Excerpt from a dataset
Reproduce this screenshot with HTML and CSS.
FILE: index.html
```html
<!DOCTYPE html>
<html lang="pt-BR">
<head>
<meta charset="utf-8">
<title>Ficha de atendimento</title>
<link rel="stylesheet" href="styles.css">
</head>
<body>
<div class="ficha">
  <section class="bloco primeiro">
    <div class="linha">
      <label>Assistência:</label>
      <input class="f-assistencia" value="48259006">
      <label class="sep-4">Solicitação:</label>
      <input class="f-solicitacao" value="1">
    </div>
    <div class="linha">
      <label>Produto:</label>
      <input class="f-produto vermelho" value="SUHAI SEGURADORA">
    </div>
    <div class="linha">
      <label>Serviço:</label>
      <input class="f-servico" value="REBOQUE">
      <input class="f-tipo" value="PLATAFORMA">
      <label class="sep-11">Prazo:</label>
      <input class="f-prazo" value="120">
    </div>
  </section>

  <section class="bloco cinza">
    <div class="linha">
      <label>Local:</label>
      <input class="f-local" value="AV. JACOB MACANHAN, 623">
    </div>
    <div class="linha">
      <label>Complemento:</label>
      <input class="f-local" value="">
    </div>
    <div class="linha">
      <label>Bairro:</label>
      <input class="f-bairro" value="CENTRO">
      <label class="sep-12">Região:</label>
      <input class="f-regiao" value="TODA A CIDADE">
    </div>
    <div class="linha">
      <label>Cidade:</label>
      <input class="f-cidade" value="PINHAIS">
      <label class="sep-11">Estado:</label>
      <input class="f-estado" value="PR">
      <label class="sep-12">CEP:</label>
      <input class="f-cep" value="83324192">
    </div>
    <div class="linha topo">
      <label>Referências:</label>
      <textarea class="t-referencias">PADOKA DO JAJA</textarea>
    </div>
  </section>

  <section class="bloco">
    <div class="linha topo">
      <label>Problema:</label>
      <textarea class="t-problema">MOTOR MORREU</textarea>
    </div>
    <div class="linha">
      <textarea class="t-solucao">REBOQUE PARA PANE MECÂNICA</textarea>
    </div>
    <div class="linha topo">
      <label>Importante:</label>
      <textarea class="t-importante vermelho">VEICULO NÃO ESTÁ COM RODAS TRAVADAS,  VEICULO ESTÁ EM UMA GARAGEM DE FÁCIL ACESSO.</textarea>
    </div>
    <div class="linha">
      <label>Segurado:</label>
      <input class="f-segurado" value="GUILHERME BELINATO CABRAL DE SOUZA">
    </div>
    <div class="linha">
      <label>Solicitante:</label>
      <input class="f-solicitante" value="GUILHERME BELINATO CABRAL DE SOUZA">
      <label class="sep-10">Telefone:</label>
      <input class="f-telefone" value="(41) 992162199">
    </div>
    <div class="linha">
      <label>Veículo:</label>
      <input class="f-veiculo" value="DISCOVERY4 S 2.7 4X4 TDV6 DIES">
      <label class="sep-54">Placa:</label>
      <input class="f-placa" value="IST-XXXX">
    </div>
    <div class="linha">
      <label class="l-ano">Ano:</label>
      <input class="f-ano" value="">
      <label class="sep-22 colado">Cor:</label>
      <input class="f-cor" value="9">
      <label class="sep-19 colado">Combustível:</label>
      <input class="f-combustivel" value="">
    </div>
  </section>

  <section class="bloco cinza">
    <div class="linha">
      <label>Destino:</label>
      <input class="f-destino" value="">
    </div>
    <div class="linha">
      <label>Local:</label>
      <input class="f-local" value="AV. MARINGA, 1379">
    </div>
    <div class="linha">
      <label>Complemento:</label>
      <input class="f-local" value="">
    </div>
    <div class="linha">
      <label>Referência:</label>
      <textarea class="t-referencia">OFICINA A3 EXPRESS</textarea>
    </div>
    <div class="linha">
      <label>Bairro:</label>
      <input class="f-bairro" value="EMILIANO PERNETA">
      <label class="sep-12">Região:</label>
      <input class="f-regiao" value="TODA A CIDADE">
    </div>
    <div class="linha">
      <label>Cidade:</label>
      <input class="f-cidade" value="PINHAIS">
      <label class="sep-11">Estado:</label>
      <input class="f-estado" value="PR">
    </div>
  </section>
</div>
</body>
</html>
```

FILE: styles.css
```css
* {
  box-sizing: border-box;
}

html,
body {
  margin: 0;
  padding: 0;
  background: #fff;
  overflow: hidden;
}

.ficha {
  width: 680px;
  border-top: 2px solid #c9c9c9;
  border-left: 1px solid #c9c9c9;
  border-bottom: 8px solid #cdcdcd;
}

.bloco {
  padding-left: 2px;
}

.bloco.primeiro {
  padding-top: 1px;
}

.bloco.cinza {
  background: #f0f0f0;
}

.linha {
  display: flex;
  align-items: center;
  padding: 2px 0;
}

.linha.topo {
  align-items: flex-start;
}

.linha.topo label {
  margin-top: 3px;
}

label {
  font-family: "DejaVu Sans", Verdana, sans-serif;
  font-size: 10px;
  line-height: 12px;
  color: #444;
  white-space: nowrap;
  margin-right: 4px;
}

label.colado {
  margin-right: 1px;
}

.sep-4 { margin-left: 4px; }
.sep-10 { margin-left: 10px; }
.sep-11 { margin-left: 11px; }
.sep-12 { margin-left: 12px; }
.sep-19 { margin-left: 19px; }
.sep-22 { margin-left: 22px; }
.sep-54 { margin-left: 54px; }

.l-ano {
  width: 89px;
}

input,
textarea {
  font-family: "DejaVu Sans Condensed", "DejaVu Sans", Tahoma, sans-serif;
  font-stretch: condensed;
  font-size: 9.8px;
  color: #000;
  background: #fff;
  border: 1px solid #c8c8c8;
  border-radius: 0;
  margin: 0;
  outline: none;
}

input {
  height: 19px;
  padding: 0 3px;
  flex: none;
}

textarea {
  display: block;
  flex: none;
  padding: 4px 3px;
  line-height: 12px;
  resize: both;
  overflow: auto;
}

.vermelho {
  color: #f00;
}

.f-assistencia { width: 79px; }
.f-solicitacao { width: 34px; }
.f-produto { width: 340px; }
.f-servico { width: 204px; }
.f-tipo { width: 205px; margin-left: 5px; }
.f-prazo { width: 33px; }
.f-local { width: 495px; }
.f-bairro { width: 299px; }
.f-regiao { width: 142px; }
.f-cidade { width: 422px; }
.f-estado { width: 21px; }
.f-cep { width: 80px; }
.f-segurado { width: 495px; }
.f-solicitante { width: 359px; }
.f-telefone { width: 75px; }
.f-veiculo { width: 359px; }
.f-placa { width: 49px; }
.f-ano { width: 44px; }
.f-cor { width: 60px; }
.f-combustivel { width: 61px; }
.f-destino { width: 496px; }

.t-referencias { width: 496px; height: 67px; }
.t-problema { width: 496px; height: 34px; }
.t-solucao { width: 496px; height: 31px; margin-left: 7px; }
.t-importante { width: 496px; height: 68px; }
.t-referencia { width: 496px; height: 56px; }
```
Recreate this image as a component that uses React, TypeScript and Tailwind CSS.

STATED EXERCISE
Return the listing above in its exact form.

SOLUTION TO THIS PROBLEM
Reproduce this screenshot with HTML and CSS.
FILE: index.html
```html
<!DOCTYPE html>
<html lang="pt-BR">
<head>
<meta charset="utf-8">
<title>Ficha de atendimento</title>
<link rel="stylesheet" href="styles.css">
</head>
<body>
<div class="ficha">
  <section class="bloco primeiro">
    <div class="linha">
      <label>Assistência:</label>
      <input class="f-assistencia" value="48259006">
      <label class="sep-4">Solicitação:</label>
      <input class="f-solicitacao" value="1">
    </div>
    <div class="linha">
      <label>Produto:</label>
      <input class="f-produto vermelho" value="SUHAI SEGURADORA">
    </div>
    <div class="linha">
      <label>Serviço:</label>
      <input class="f-servico" value="REBOQUE">
      <input class="f-tipo" value="PLATAFORMA">
      <label class="sep-11">Prazo:</label>
      <input class="f-prazo" value="120">
    </div>
  </section>

  <section class="bloco cinza">
    <div class="linha">
      <label>Local:</label>
      <input class="f-local" value="AV. JACOB MACANHAN, 623">
    </div>
    <div class="linha">
      <label>Complemento:</label>
      <input class="f-local" value="">
    </div>
    <div class="linha">
      <label>Bairro:</label>
      <input class="f-bairro" value="CENTRO">
      <label class="sep-12">Região:</label>
      <input class="f-regiao" value="TODA A CIDADE">
    </div>
    <div class="linha">
      <label>Cidade:</label>
      <input class="f-cidade" value="PINHAIS">
      <label class="sep-11">Estado:</label>
      <input class="f-estado" value="PR">
      <label class="sep-12">CEP:</label>
      <input class="f-cep" value="83324192">
    </div>
    <div class="linha topo">
      <label>Referências:</label>
      <textarea class="t-referencias">PADOKA DO JAJA</textarea>
    </div>
  </section>

  <section class="bloco">
    <div class="linha topo">
      <label>Problema:</label>
      <textarea class="t-problema">MOTOR MORREU</textarea>
    </div>
    <div class="linha">
      <textarea class="t-solucao">REBOQUE PARA PANE MECÂNICA</textarea>
    </div>
    <div class="linha topo">
      <label>Importante:</label>
      <textarea class="t-importante vermelho">VEICULO NÃO ESTÁ COM RODAS TRAVADAS,  VEICULO ESTÁ EM UMA GARAGEM DE FÁCIL ACESSO.</textarea>
    </div>
    <div class="linha">
      <label>Segurado:</label>
      <input class="f-segurado" value="GUILHERME BELINATO CABRAL DE SOUZA">
    </div>
    <div class="linha">
      <label>Solicitante:</label>
      <input class="f-solicitante" value="GUILHERME BELINATO CABRAL DE SOUZA">
      <label class="sep-10">Telefone:</label>
      <input class="f-telefone" value="(41) 992162199">
    </div>
    <div class="linha">
      <label>Veículo:</label>
      <input class="f-veiculo" value="DISCOVERY4 S 2.7 4X4 TDV6 DIES">
      <label class="sep-54">Placa:</label>
      <input class="f-placa" value="IST-XXXX">
    </div>
    <div class="linha">
      <label class="l-ano">Ano:</label>
      <input class="f-ano" value="">
      <label class="sep-22 colado">Cor:</label>
      <input class="f-cor" value="9">
      <label class="sep-19 colado">Combustível:</label>
      <input class="f-combustivel" value="">
    </div>
  </section>

  <section class="bloco cinza">
    <div class="linha">
      <label>Destino:</label>
      <input class="f-destino" value="">
    </div>
    <div class="linha">
      <label>Local:</label>
      <input class="f-local" value="AV. MARINGA, 1379">
    </div>
    <div class="linha">
      <label>Complemento:</label>
      <input class="f-local" value="">
    </div>
    <div class="linha">
      <label>Referência:</label>
      <textarea class="t-referencia">OFICINA A3 EXPRESS</textarea>
    </div>
    <div class="linha">
      <label>Bairro:</label>
      <input class="f-bairro" value="EMILIANO PERNETA">
      <label class="sep-12">Região:</label>
      <input class="f-regiao" value="TODA A CIDADE">
    </div>
    <div class="linha">
      <label>Cidade:</label>
      <input class="f-cidade" value="PINHAIS">
      <label class="sep-11">Estado:</label>
      <input class="f-estado" value="PR">
    </div>
  </section>
</div>
</body>
</html>
```

FILE: styles.css
```css
* {
  box-sizing: border-box;
}

html,
body {
  margin: 0;
  padding: 0;
  background: #fff;
  overflow: hidden;
}

.ficha {
  width: 680px;
  border-top: 2px solid #c9c9c9;
  border-left: 1px solid #c9c9c9;
  border-bottom: 8px solid #cdcdcd;
}

.bloco {
  padding-left: 2px;
}

.bloco.primeiro {
  padding-top: 1px;
}

.bloco.cinza {
  background: #f0f0f0;
}

.linha {
  display: flex;
  align-items: center;
  padding: 2px 0;
}

.linha.topo {
  align-items: flex-start;
}

.linha.topo label {
  margin-top: 3px;
}

label {
  font-family: "DejaVu Sans", Verdana, sans-serif;
  font-size: 10px;
  line-height: 12px;
  color: #444;
  white-space: nowrap;
  margin-right: 4px;
}

label.colado {
  margin-right: 1px;
}

.sep-4 { margin-left: 4px; }
.sep-10 { margin-left: 10px; }
.sep-11 { margin-left: 11px; }
.sep-12 { margin-left: 12px; }
.sep-19 { margin-left: 19px; }
.sep-22 { margin-left: 22px; }
.sep-54 { margin-left: 54px; }

.l-ano {
  width: 89px;
}

input,
textarea {
  font-family: "DejaVu Sans Condensed", "DejaVu Sans", Tahoma, sans-serif;
  font-stretch: condensed;
  font-size: 9.8px;
  color: #000;
  background: #fff;
  border: 1px solid #c8c8c8;
  border-radius: 0;
  margin: 0;
  outline: none;
}

input {
  height: 19px;
  padding: 0 3px;
  flex: none;
}

textarea {
  display: block;
  flex: none;
  padding: 4px 3px;
  line-height: 12px;
  resize: both;
  overflow: auto;
}

.vermelho {
  color: #f00;
}

.f-assistencia { width: 79px; }
.f-solicitacao { width: 34px; }
.f-produto { width: 340px; }
.f-servico { width: 204px; }
.f-tipo { width: 205px; margin-left: 5px; }
.f-prazo { width: 33px; }
.f-local { width: 495px; }
.f-bairro { width: 299px; }
.f-regiao { width: 142px; }
.f-cidade { width: 422px; }
.f-estado { width: 21px; }
.f-cep { width: 80px; }
.f-segurado { width: 495px; }
.f-solicitante { width: 359px; }
.f-telefone { width: 75px; }
.f-veiculo { width: 359px; }
.f-placa { width: 49px; }
.f-ano { width: 44px; }
.f-cor { width: 60px; }
.f-combustivel { width: 61px; }
.f-destino { width: 496px; }

.t-referencias { width: 496px; height: 67px; }
.t-problema { width: 496px; height: 34px; }
.t-solucao { width: 496px; height: 31px; margin-left: 7px; }
.t-importante { width: 496px; height: 68px; }
.t-referencia { width: 496px; height: 56px; }
```
Recreate this image as a component that uses React, TypeScript and Tailwind CSS.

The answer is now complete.